What Is Moore's Law?

Moore's Law is the observation associated with Intel co-founder Gordon Moore that the number of transistors on integrated circuits tended to double at a regular pace. The idea became a shorthand for the rapid improvement in computing power, miniaturization, and cost efficiency that shaped the digital economy.

Despite the word law, it is not a physical law. It was a prediction and industry roadmap that became self-reinforcing as chipmakers, equipment suppliers, software companies, and investors planned around continued semiconductor progress.

Why It Mattered Economically

As chips became more powerful and cheaper per unit of computing performance, new business models became possible. Personal computers, smartphones, cloud services, data centers, digital advertising, e-commerce, artificial intelligence, and embedded software all benefited from decades of semiconductor improvement.

The law also influenced capital allocation.

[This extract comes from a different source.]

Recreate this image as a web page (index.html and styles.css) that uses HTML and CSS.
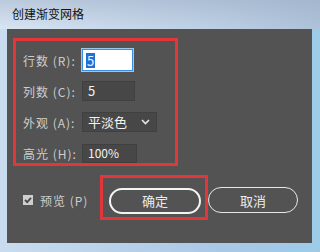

Semiconductor firms invested in fabs, design tools, lithography, packaging, and supply chains because the industry expected each generation of chips to deliver more performance. Customers built products assuming computing would keep getting cheaper and more capable.

What Investors Watch

Investors use Moore's Law as a lens for reading semiconductor cycles, technology margins, capital intensity, and productivity narratives. If performance improvements become more expensive, chip companies may need larger capital budgets, more advanced manufacturing, specialized accelerators, or new architectures to maintain progress.

The question is not whether computing progress stops. The question is whether the cost, cadence, and source of progress change. Gains may come from chiplets, advanced packaging, specialized chips, software optimization, parallelism, or new memory and interconnect approaches rather than simple transistor scaling.

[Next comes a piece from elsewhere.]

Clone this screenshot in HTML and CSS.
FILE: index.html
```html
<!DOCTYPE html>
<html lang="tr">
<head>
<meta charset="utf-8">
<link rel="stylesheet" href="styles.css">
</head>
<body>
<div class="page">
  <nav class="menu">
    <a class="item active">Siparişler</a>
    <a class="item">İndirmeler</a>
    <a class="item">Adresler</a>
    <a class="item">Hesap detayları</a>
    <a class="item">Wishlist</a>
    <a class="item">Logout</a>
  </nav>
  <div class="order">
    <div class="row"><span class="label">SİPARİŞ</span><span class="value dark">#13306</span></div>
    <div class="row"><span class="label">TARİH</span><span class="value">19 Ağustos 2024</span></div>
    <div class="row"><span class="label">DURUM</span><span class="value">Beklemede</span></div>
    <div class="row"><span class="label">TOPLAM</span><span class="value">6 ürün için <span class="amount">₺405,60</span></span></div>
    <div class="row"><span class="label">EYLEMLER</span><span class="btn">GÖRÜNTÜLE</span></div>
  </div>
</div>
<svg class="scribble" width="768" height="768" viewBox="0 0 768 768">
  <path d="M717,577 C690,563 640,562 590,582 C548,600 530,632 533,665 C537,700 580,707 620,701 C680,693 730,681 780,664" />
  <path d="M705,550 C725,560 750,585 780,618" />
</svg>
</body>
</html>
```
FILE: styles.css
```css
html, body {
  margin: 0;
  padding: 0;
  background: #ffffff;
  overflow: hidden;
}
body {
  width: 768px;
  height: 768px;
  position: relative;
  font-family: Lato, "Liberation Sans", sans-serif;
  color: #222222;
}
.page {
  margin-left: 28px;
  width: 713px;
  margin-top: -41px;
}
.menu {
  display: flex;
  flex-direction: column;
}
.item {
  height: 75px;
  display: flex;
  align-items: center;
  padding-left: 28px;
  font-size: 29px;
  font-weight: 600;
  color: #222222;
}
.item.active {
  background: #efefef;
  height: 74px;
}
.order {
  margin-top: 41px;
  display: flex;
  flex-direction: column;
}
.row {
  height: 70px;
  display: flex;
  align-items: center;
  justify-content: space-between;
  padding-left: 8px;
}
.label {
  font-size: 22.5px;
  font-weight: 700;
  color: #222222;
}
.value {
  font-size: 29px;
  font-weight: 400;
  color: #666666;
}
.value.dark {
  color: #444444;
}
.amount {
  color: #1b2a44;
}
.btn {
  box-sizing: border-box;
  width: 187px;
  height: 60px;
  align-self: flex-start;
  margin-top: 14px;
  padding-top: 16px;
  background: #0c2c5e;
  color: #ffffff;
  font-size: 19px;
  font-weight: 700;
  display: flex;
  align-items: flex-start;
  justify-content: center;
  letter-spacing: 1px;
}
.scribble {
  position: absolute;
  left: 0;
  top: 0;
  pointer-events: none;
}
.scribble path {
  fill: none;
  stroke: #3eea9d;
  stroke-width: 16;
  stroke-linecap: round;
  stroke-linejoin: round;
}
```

Where the Phrase Can Mislead

Moore's Law is sometimes used as if every technology improves exponentially forever. That is too broad. Battery density, drug discovery, housing construction, education, and healthcare do not automatically follow semiconductor-like curves.

It can also hide the cost of progress. Each new manufacturing generation can require enormous capital spending, specialized suppliers, geopolitical exposure, and supply-chain coordination. Cheaper computing for users may require more expensive production systems behind the scenes.

Business Implications

Companies that rely on computing should ask whether their strategy assumes falling compute costs, faster hardware, or expanding data capacity. If those assumptions slow, software efficiency, model design, infrastructure choices, and vendor concentration become more important.

For the broader economy, Moore's Law helps explain why digital products can scale so quickly: once computing gets cheaper, software can spread across industries with low marginal cost.

Where the Next Gains May Come From

As traditional scaling becomes harder, progress may depend more on architecture, packaging, software, energy efficiency, and workload-specific chips. That shift changes competitive advantage. It can reward firms that control design ecosystems, fabrication capacity, specialized equipment, or high-value software rather than only raw transistor density. For investors, that means the Moore's Law discussion increasingly belongs with supply-chain analysis, capital expenditure cycles, and platform strategy. The phrase still matters because it frames expectations for how quickly digital businesses can become cheaper, faster, and more capable than prior generations of competitors.

The Bottom Line

Moore's Law is one of the most important ideas in modern technology economics. It matters because expectations for cheaper computing shaped investment, innovation, productivity, and the structure of the digital economy, even as the original pace of transistor scaling has become harder to maintain.